Can you explain what config the user needs to set to enable this feature? From the code I gather user needs to set env variable ORTMODULE_ENABLE_MEMORY_ALLEVIATION to "Dropout:0,Gelu:1,Tile:0" is that it? Also how does the user understand the following:
- Such an optimization is available
- Which ones to enable and which ones to disable (Dropout\Gelu\Tile)
- Effect of enabling this optimization technique
Can you explain what config the user needs to set to enable this feature? From the code I gather user needs to set env variable ORTMODULE_ENABLE_MEMORY_ALLEVIATION to "Dropout:0,Gelu:1,Tile:0" is that it? Also how does the user understand the following:
- Such an optimization is available If some models did not use all GPU memory, or ORT has capability to run batch size 13, 31, etc, we had potential to enable the recompute to double the batch size for better perf.

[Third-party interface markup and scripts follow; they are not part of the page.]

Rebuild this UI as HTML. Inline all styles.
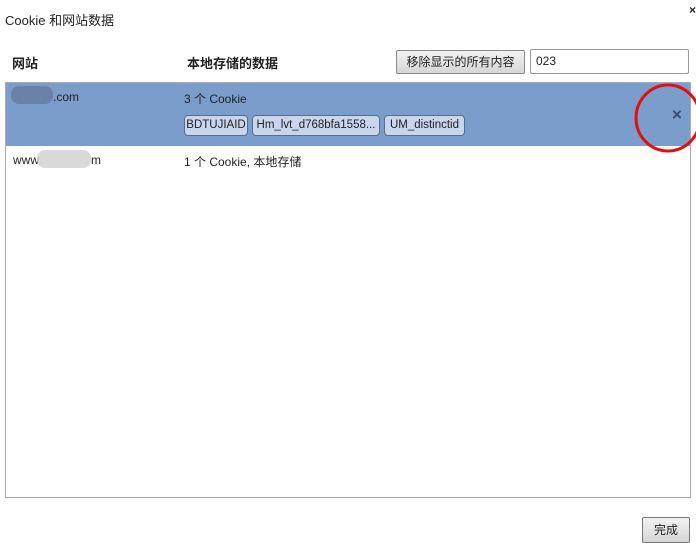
<!DOCTYPE html>
<html><head><meta charset="utf-8"><style>
body{margin:0;width:696px;height:537px;background:#fff;position:relative;overflow:hidden;font-family:"Liberation Sans","Noto Sans CJK SC",sans-serif;font-size:12px;color:#222}
.a{position:absolute;white-space:nowrap}
.chip{position:absolute;top:115px;height:19px;border:1px solid #5a6d8c;border-radius:4px;background:#c7d6ec;line-height:19px;text-align:center;font-size:11.5px;overflow:hidden}
</style></head><body>
<div class="a" style="left:5px;top:10px;font-size:13px">Cookie 和网站数据</div>
<div class="a" style="left:689px;top:3px;font-size:12px;font-weight:bold">×</div>
<div class="a" style="left:12px;top:53px;font-weight:bold;font-size:13px">网站</div>
<div class="a" style="left:187px;top:53px;font-weight:bold;font-size:13px">本地存储的数据</div>
<div class="a" style="left:396px;top:50px;width:127px;height:22px;border:1px solid #8a8a8a;border-radius:2px;background:linear-gradient(#f2f2f2,#d6d6d6);text-align:center;line-height:22px;font-size:12px">移除显示的所有内容</div>
<div class="a" style="left:530px;top:49px;width:152px;height:23px;border:1px solid #999;border-radius:2px;line-height:23px;padding-left:5px">023</div>
<div class="a" style="left:5px;top:82px;width:684px;height:414px;border:1px solid #aaa"></div>
<div class="a" style="left:6px;top:83px;width:684px;height:63px;background:#7b9dcc"></div>
<div class="a" style="left:11px;top:86px;width:42px;height:18px;border-radius:8px;background:#6a81a8"></div>
<div class="a" style="left:53px;top:90px">.com</div>
<div class="a" style="left:184px;top:90px">3 个 Cookie</div>
<div class="chip" style="left:184px;width:62px">BDTUJIAID</div>
<div class="chip" style="left:252px;width:126px">Hm_lvt_d768bfa1558...</div>
<div class="chip" style="left:384px;width:79px">UM_distinctid</div>
<div class="a" style="left:672px;top:105px;font-size:17px;font-weight:bold;color:#3c4a66">×</div>
<svg class="a" style="left:0;top:0" width="696" height="537"><ellipse cx="668" cy="118" rx="32" ry="33" fill="none" stroke="#e01010" stroke-width="3"/></svg>
<div class="a" style="left:13px;top:153px">www</div>
<div class="a" style="left:37px;top:150px;width:54px;height:18px;border-radius:8px;background:#cfcfcf;opacity:.8"></div>
<div class="a" style="left:91px;top:153px">m</div>
<div class="a" style="left:184px;top:153px">1 个 Cookie, 本地存储</div>
<div class="a" style="left:642px;top:517px;width:46px;height:24px;border:1px solid #777;border-radius:2px;background:linear-gradient(#f2f2f2,#d6d6d6);text-align:center;line-height:24px">完成</div>
</body></html>
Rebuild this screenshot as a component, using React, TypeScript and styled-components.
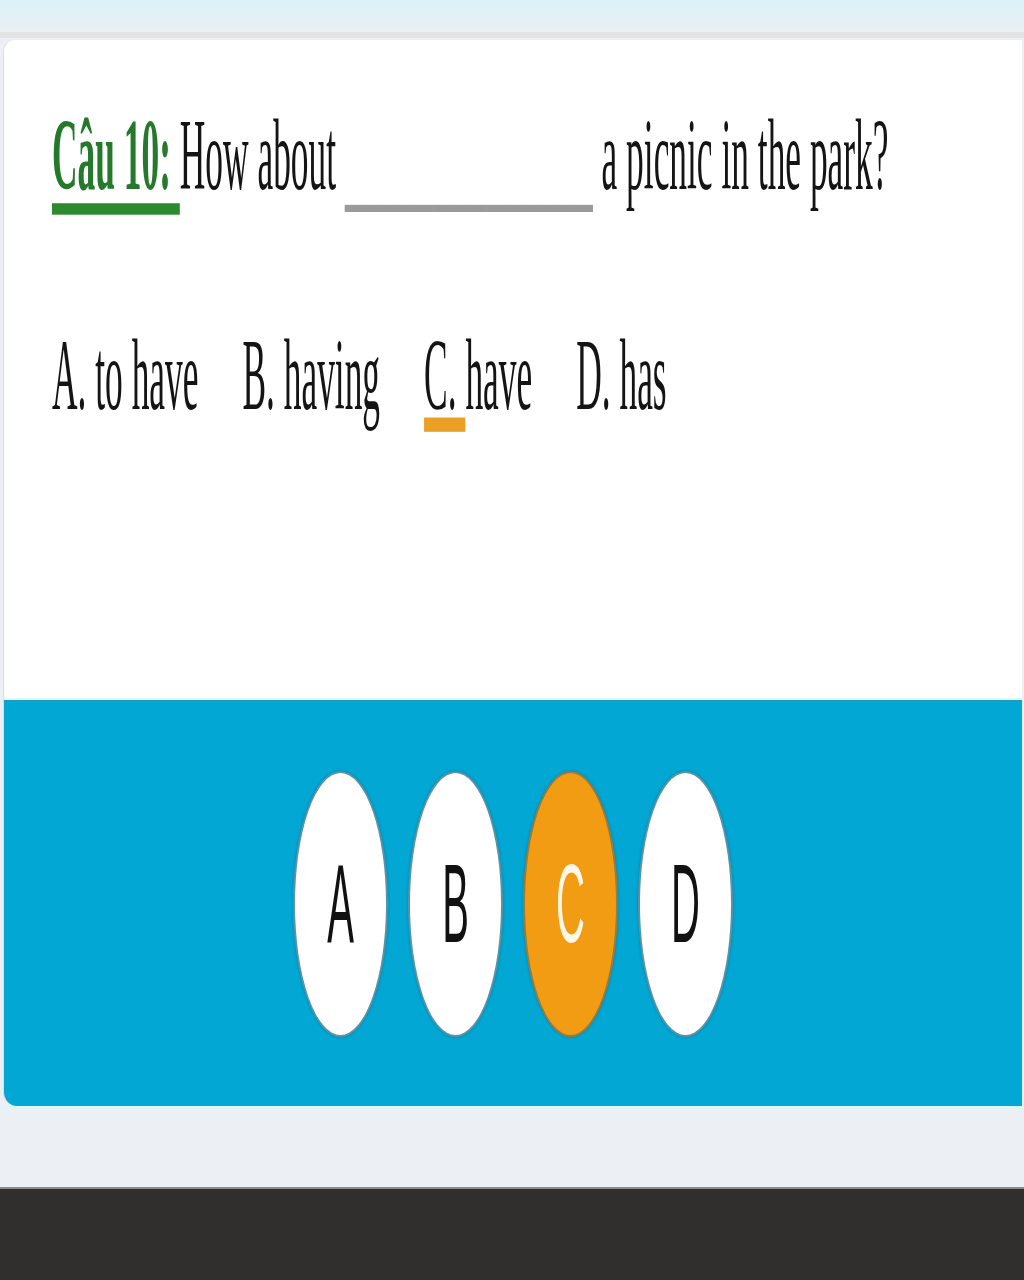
import React from "react";
import styled, { createGlobalStyle } from "styled-components";

const GlobalStyle = createGlobalStyle`
  html, body {
    margin: 0;
    padding: 0;
    background: #eceff3;
  }
  #root {
    min-height: 1280px;
    display: flex;
    flex-direction: column;
  }
`;

const TopBar = styled.div`
  height: 32px;
  background: linear-gradient(#d9f3f9, #eceef2);
  border-bottom: 6px solid #e3e3e4;
`;

const Card = styled.div`
  margin: 2px 2px 0 3px;
  border-left: 1px solid #dcdcdc;
  border-radius: 12px 0 0 14px;
  overflow: hidden;
`;

const QuestionPane = styled.div`
  background: #ffffff;
  height: 660px;
  padding: 66px 0 0 48px;
  box-sizing: border-box;
  border-bottom: 2px solid #e2f7fb;
`;

const TextLine = styled.div<{ $gap?: number }>`
  height: 100px;
  margin-bottom: ${(p) => p.$gap ?? 0}px;
  font-family: "Liberation Serif", "Times New Roman", serif;
  font-size: 35.4px;
  line-height: 35px;
  color: #141414;
`;

const Stretch = styled.span`
  display: inline-flex;
  gap: 44px;
  white-space: pre;
  transform: scaleY(2.86);
  transform-origin: 0 0;
`;

const Label = styled.span`
  font-weight: bold;
  color: #24792a;
  text-decoration: underline;
  text-decoration-color: #2c8a2f;
  text-decoration-thickness: 3.5px;
  text-underline-offset: 4.5px;
`;

const Blank = styled.span`
  color: #9a9a9a;
  font-weight: bold;
  position: relative;
  top: 2.5px;
`;

const Option = styled.span``;

const Marked = styled.span`
  text-decoration: underline;
  text-decoration-color: #eaa024;
  text-decoration-thickness: 4.5px;
  text-underline-offset: 2.5px;
`;

const AnswerPane = styled.div`
  background: #02a7d3;
  border-top: 2px solid #1a9cc3;
  height: 404px;
  display: flex;
  align-items: center;
  justify-content: center;
  gap: 20px;
`;

const Bubble = styled.button<{ $active?: boolean }>`
  width: 95px;
  height: 266px;
  padding: 0;
  border-radius: 50%;
  border: 2px solid ${(p) => (p.$active ? "#9b7a3c" : "#5b93a6")};
  background: ${(p) => (p.$active ? "#f29c13" : "#ffffff")};
  color: ${(p) => (p.$active ? "#fff8e8" : "#111111")};
  box-shadow: 0 0 3px rgba(0, 60, 90, 0.35);
  display: flex;
  align-items: center;
  justify-content: center;
  font-family: "Liberation Sans", Arial, sans-serif;
  font-size: 40px;
  font-weight: ${(p) => (p.$active ? 300 : 400)};
  cursor: pointer;
`;

const BubbleLetter = styled.span`
  display: inline-block;
  transform: scaleY(2.8);
`;

const Gutter = styled.div`
  height: 78px;
  border-top: 3px solid #def4fa;
  background: #eceff3;
`;

const Footer = styled.div`
  flex: 1;
  background: #302f2d;
  border-top: 2px solid #8c8c8c;
`;

const letters = ["A", "B", "C", "D"];

export default function App() {
  return (
    <>
      <GlobalStyle />
      <TopBar />
      <Card>
        <QuestionPane>
          <TextLine $gap={120}>
            <Stretch>
              <span>
                <Label>Câu 10: </Label>How about <Blank>______________</Blank>{" "}
                a picnic in the park?
              </span>
            </Stretch>
          </TextLine>
          <TextLine>
            <Stretch>
              <Option>A. to have</Option>
              <Option>B. having</Option>
              <Option>
                <Marked>C. </Marked>have
              </Option>
              <Option>D. has</Option>
            </Stretch>
          </TextLine>
        </QuestionPane>
        <AnswerPane>
          {letters.map((l) => (
            <Bubble key={l} $active={l === "C"}>
              <BubbleLetter>{l}</BubbleLetter>
            </Bubble>
          ))}
        </AnswerPane>
      </Card>
      <Gutter />
      <Footer />
    </>
  );
}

- Which ones to enable and which ones to disable (Dropout\Gelu\Tile) As you mentioned above, ORTMODULE_ENABLE_MEMORY_ALLEVIATION currently is the env var we can control operator-level recompute. As the first trial on some models, we can enable all of them, if we found the saving is more than we need, we can just disable some one by one to avoid added recompute latency.
- Effect of enabling this optimization technique We hope to fully utilize the hardware, both compute and memory bandwidth, so having bigger batch size (power of 2) would be the most direct results using this techniques.
As we talked offline, I put some answers inline. :)
Couple of questions:
- export ORTMODULE_ENABLE_MEMORY_ALLEVIATION="Mul+FusedMatMul+Cast+Unsqueeze+Unsqueeze+Cast+Sub+Mul+Add+BiasSoftmaxDropout+Cast+:1:-1,BiasGelu+:1:-1,BitmaskDropout+Cast+:1:-1,FusedMatMul+:1:-1,Cast+:1:-1,Mul+Add+:1:-1,Mul+Sub+:1:-1"
Here what does +:1:-1 mean?
Subgraph: FusedMatMul+
[1,0]
a. By Frequency do you mean "Occurences" ? b. Why is this stderr?
Can you add a readme\developer doc here: https://github.com/microsoft/onnxruntime/tree/main/docs explaining how to enable and experiment with this feature. You can refine the PR description a little and add it as a doc along with this PR
Thanks a lot @askhade @baijumeswani for the efforts to review!!!